The new Voodoo 5 from 3dfx takes over another set of tasks from the CPU. 3dfx calls the technology the T-buffer. This technology focuses on improving the rendering process rather than adding additional tasks to the processor. The T-buffer is designed to improve anti-aliasing by rendering up to four copies of the same image, each slightly offset from the others, then combining them to slightly blur the edges of objects and defeat the "jaggies" that can plague computer-generated images. The same technique is used to generate motion-blur, blurred shadows and depth-of-field focus blurring. All of these produce smoother-looking, more realistic images that graphics designers want. The object of the Voodoo 5 design is to do full-screen anti-aliasing while still maintaining fast frame rates.
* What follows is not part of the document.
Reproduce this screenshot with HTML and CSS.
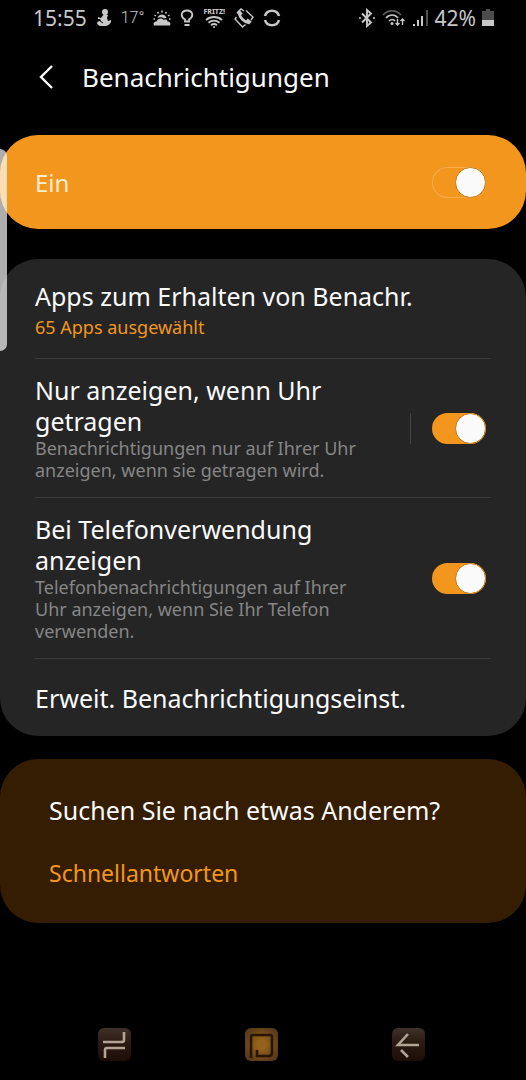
FILE: index.html
```html
<!DOCTYPE html>
<html lang="de">
<head>
  <meta charset="UTF-8">
  <meta name="viewport" content="width=device-width, initial-scale=1.0">
  <title>Benachrichtigungen</title>
  <link rel="stylesheet" href="styles.css">
</head>
<body>
  <div class="status-bar">
    <div class="status-left">
      <span class="clock">15:55</span>
      <svg width="16" height="18" viewBox="0 0 16 18" fill="currentColor">
        <circle cx="9" cy="3" r="3"/>
        <path d="M8 5l4 1-1 3 1 3 3-1v2c-1 2-3 4-6 4H5c-2 0-4-2-4-3 1-2 2-2 4-2l-1-2H2V8l3 1z"/>
        <path d="M4 12l3 2" stroke="#000" fill="none"/>
      </svg>
      <span class="temperature">17°</span>
      <svg width="18" height="18" viewBox="0 0 18 18">
        <path d="M1 16.500c-1-2 0-4 2.500-4C4.500 9 9 8.500 11 11c1-1 3.500-.5 3.500 1.500 2.500 0 3.500 2 2.500 4z" fill="currentColor"/>
        <path d="M4.500 9c1-4 7-5 9 0-1 0-2 0-2.500.5C9 7.500 6 8 4.500 9z" fill="currentColor"/>
        <path d="M9 1.500v2M4.500 3l1 1.500M13.500 3l-1 1.500M1.500 6l1.500 1M16.500 6L15 7M.5 10H2M16 10h1.500" stroke="currentColor" stroke-width="1.500"/>
      </svg>
      <svg width="14" height="18" viewBox="0 0 14 18" fill="none" stroke="currentColor" stroke-width="1.800">
        <path d="M5 12.500v-2C-.5 7 1.500 1.500 7 1.500S14.500 7 9 10.500v2z"/>
        <path d="M4.500 16h5" stroke-width="2"/>
      </svg>
      <span class="fritz">
        <span class="fritz-text">FRITZ!</span>
        <svg width="18" height="12" viewBox="0 0 18 12" fill="none" stroke="currentColor" stroke-width="1.800">
          <path d="M1 4c4.500-4 11.500-4 16 0M3.500 6.700c3.200-2.800 7.800-2.800 11 0M6 9.200c1.800-1.400 4.200-1.400 6 0"/>
          <circle cx="9" cy="11" r="1" fill="currentColor" stroke="none"/>
        </svg>
      </span>
      <svg width="20" height="20" viewBox="0 0 20 20" fill="none" stroke="currentColor">
        <path d="M2.500 9L1 11l7.500 8 3-2.500M5 3l2-2 3 2M12 2.500l7 6.500-2 3" stroke-width="1.400"/>
        <path d="M5.500 5.500c0 4 4.500 8.500 9 9" stroke-width="2.800"/>
        <path d="M4 3l3 4M12.500 12l4 3" stroke-width="4"/>
      </svg>
      <svg width="18" height="18" viewBox="0 0 18 18" fill="none" stroke="currentColor" stroke-width="2.600">
        <path d="M2 7c2-7 12-7 14 0M2 11c2 7 12 7 14 0"/>
      </svg>
    </div>
    <div class="status-right">
      <svg width="18" height="20" viewBox="0 0 18 20" fill="none" stroke="currentColor" stroke-width="1.900">
        <path d="M4 5.500l9 9L9 18V2l4 3.500-9 9"/>
        <circle cx="2" cy="10" r="1" fill="currentColor" stroke="none"/>
        <circle cx="16" cy="10" r="1" fill="currentColor" stroke="none"/>
      </svg>
      <svg width="24" height="18" viewBox="0 0 24 18" fill="none" stroke="currentColor" stroke-width="1.700">
        <path d="M1 6c5-5.500 13-5.500 18 0" opacity=".45"/>
        <path d="M4 9c3.500-4 9-4 12 0M7 12c2-2 4.500-2 6 0"/>
        <circle cx="10" cy="14.500" r="1.500" fill="currentColor" stroke="none"/>
        <path d="M15.500 10v6M13.500 14l2 2 2-2M20.500 16v-6M18.500 12l2-2 2 2" stroke-width="1.400"/>
      </svg>
      <svg width="17" height="18" viewBox="0 0 17 18" fill="currentColor">
        <path d="M1 15h2v2H1zM5 11h2v6H5zM9 7h2v10H9z"/>
        <path d="M14 1h2v16h-2z" opacity=".4"/>
      </svg>
      <span class="battery-level">42%</span>
      <svg width="12" height="18" viewBox="0 0 12 18">
        <path d="M4 0h4v2h4v9H0V2h4z" fill="#4c4c4c"/>
        <path d="M0 11h12v6H0z" fill="currentColor"/>
      </svg>
    </div>
  </div>

  <header class="app-header">
    <button class="back-button" type="button" aria-label="Zurück">
      <svg width="16" height="24" viewBox="0 0 16 24" fill="none" stroke="currentColor" stroke-width="2.400">
        <path d="M14 1L3 12l11 11"/>
      </svg>
    </button>
    <h1>Benachrichtigungen</h1>
  </header>

  <main>
    <section class="card master">
      <label for="master-switch">Ein</label>
      <input type="checkbox" class="switch" id="master-switch" checked>
    </section>

    <section class="card settings">
      <a class="row row-apps" href="#apps">
        <span class="title">Apps zum Erhalten von Benachr.</span>
        <span class="selected">65 Apps ausgewählt</span>
      </a>
      <div class="row row-switch">
        <label for="worn-switch">
          <span class="title">Nur anzeigen, wenn Uhr getragen</span>
          <span class="description">Benachrichtigungen nur auf Ihrer Uhr anzeigen, wenn sie getragen wird.</span>
        </label>
        <div class="switch-holder divided">
          <input type="checkbox" class="switch" id="worn-switch" checked>
        </div>
      </div>
      <div class="row row-switch">
        <label for="phone-switch">
          <span class="title">Bei Telefonverwendung anzeigen</span>
          <span class="description">Telefonbenachrichtigungen auf Ihrer Uhr anzeigen, wenn Sie Ihr Telefon verwenden.</span>
        </label>
        <div class="switch-holder">
          <input type="checkbox" class="switch" id="phone-switch" checked>
        </div>
      </div>
      <a class="row row-more" href="#mehr">
        <span class="title">Erweit. Benachrichtigungseinst.</span>
      </a>
    </section>

    <section class="card search">
      <h2>Suchen Sie nach etwas Anderem?</h2>
      <a href="#schnellantworten">Schnellantworten</a>
    </section>
  </main>

  <nav class="nav-bar">
    <button type="button" aria-label="Letzte Apps">
      <svg width="26" height="28" viewBox="0 0 26 28" fill="none" stroke="currentColor" stroke-width="2.600">
        <path d="M2 11h19q2 0 2-2V1M24 17H6q-2 0-2 2v8"/>
      </svg>
    </button>
    <button class="home" type="button" aria-label="Startseite">
      <svg width="26" height="28" viewBox="0 0 26 28" fill="none" stroke="#2a1405" stroke-width="2.600">
        <path d="M3 27V6q0-2 2-2h17q2 0 2 2v16q0 3-3 3H9v-6"/>
      </svg>
    </button>
    <button type="button" aria-label="Zurück">
      <svg width="26" height="28" viewBox="0 0 26 28" fill="none" stroke="currentColor" stroke-width="2.600">
        <path d="M13 3L3 14h21M6 19l7 7"/>
      </svg>
    </button>
  </nav>

  <div class="edge-handle"></div>
</body>
</html>
```
FILE: styles.css
```css
*,
*::before {
  box-sizing: border-box;
}

body {
  margin: 0;
  min-height: 100vh;
  display: flex;
  flex-direction: column;
  background-color: #000;
  color: #fafafa;
  font-family: "Noto Sans", sans-serif;
}

svg {
  display: block;
  flex: none;
}

button {
  padding: 0;
  border: 0;
  background: none;
  color: inherit;
}

a {
  color: inherit;
  text-decoration: none;
}

h1,
h2 {
  margin: 0;
  font-weight: 400;
}

/* Status bar */
.status-bar {
  display: flex;
  justify-content: space-between;
  align-items: center;
  height: 36px;
  padding: 0 32px 0 33px;
  color: #c8c8c8;
  font-size: 21px;
  line-height: 36px;
}

.status-left {
  display: flex;
  align-items: center;
  gap: 9px;
}

.status-right {
  display: flex;
  align-items: center;
  gap: 6px;
}

.temperature {
  font-family: Roboto, sans-serif;
  font-size: 16px;
  font-weight: 300;
}

.fritz {
  display: flex;
  flex-direction: column;
  align-items: center;
}

.fritz-text {
  font-size: 7px;
  font-weight: 800;
  line-height: 8px;
}

/* Header */
.app-header {
  display: flex;
  align-items: center;
  gap: 28px;
  height: 82px;
  padding: 0 38px;
}

h1 {
  font-size: 26px;
  line-height: 36px;
}

/* Cards */
main {
  flex: 1;
  padding-top: 17px;
}

.card {
  border-radius: 38px;
}

.master {
  display: flex;
  justify-content: space-between;
  align-items: center;
  height: 94px;
  margin-bottom: 30px;
  padding: 0 40px 0 35px;
  background-color: #f2961d;
  font-size: 24px;
}

.master label {
  color: #fdecd0;
}

.settings {
  margin-bottom: 23px;
  padding: 0 35px;
  background-color: #252525;
}

.row {
  display: block;
  border-bottom: 1px solid #3c3c3c;
}

.row:last-child {
  border-bottom: 0;
}

.row-apps {
  padding: 22px 0 20px;
}

.row-switch {
  display: flex;
  justify-content: space-between;
  align-items: center;
  gap: 32px;
  padding: 16px 0;
}

.row-more {
  padding: 24px 0 22px;
}

.title {
  display: block;
  font-size: 25px;
  line-height: 31px;
}

.selected,
.description {
  display: block;
  font-size: 18px;
  line-height: 22px;
}

.selected {
  margin-top: 4px;
  color: #f2961d;
}

.description {
  color: #868686;
}

.switch-holder {
  flex: none;
  display: flex;
  padding: 0 5px 0 21px;
  border-left: 1px solid transparent;
}

.divided {
  border-left-color: #464646;
}

.switch {
  appearance: none;
  flex: none;
  display: flex;
  justify-content: flex-end;
  width: 54px;
  height: 31px;
  margin: 0;
  border-radius: 16px;
  background-color: #f2961d;
}

.switch::before {
  content: "";
  width: 31px;
  height: 31px;
  border: 1px solid #c47a18;
  border-radius: 50%;
  background-color: #fafafa;
}

.master .switch {
  box-shadow: inset 0 0 0 1px #f8ac4c;
}

.search {
  display: flex;
  flex-direction: column;
  align-items: flex-start;
  gap: 32px;
  padding: 36px 49px 34px;
  background-color: #351d02;
}

.search h2 {
  font-size: 25px;
  line-height: 31px;
}

.search a {
  color: #f2961d;
  font-size: 23px;
  line-height: 31px;
}

/* Navigation bar */
.nav-bar {
  display: flex;
  justify-content: center;
  gap: 114px;
  padding: 0 4px 19px 0;
}

.nav-bar button {
  display: flex;
  justify-content: center;
  align-items: center;
  width: 33px;
  height: 33px;
  border-radius: 6px;
  background: linear-gradient(#3f3029, #2b1a12 45%, #1c0e07);
  color: #b0a595;
}

.nav-bar .home {
  background: radial-gradient(#946319 20%, #5c3b1c 75%);
}

/* Edge panel handle, floats over the cards */
.edge-handle {
  position: fixed;
  top: 149px;
  left: 0;
  width: 7px;
  height: 202px;
  border-radius: 0 7px 7px 0;
  background-color: rgba(255, 255, 255, 0.68);
}
```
Computer graphics still have a ways to go before we see routine, constant generation and presentation of truly realistic moving images. But graphics have advanced tremendously since the days of 80 columns and 25 lines of monochrome text. The result is that millions of people enjoy games and simulations with today's technology. And new 3D processors will come much closer to making us feel we're really exploring other worlds and experiencing things we'd never dare try in real life. Major advances in PC graphics hardware seem to happen about every six months. Software improves more slowly. It's still clear that, like the Internet, computer graphics are going to become an increasingly attractive alternative to TV.
Back to the images of the ball. How did you do? Image A has a computer-generated ball. Image B shows a photograph of a real ball on the sidewalk. It's not easy to tell which is which, is it?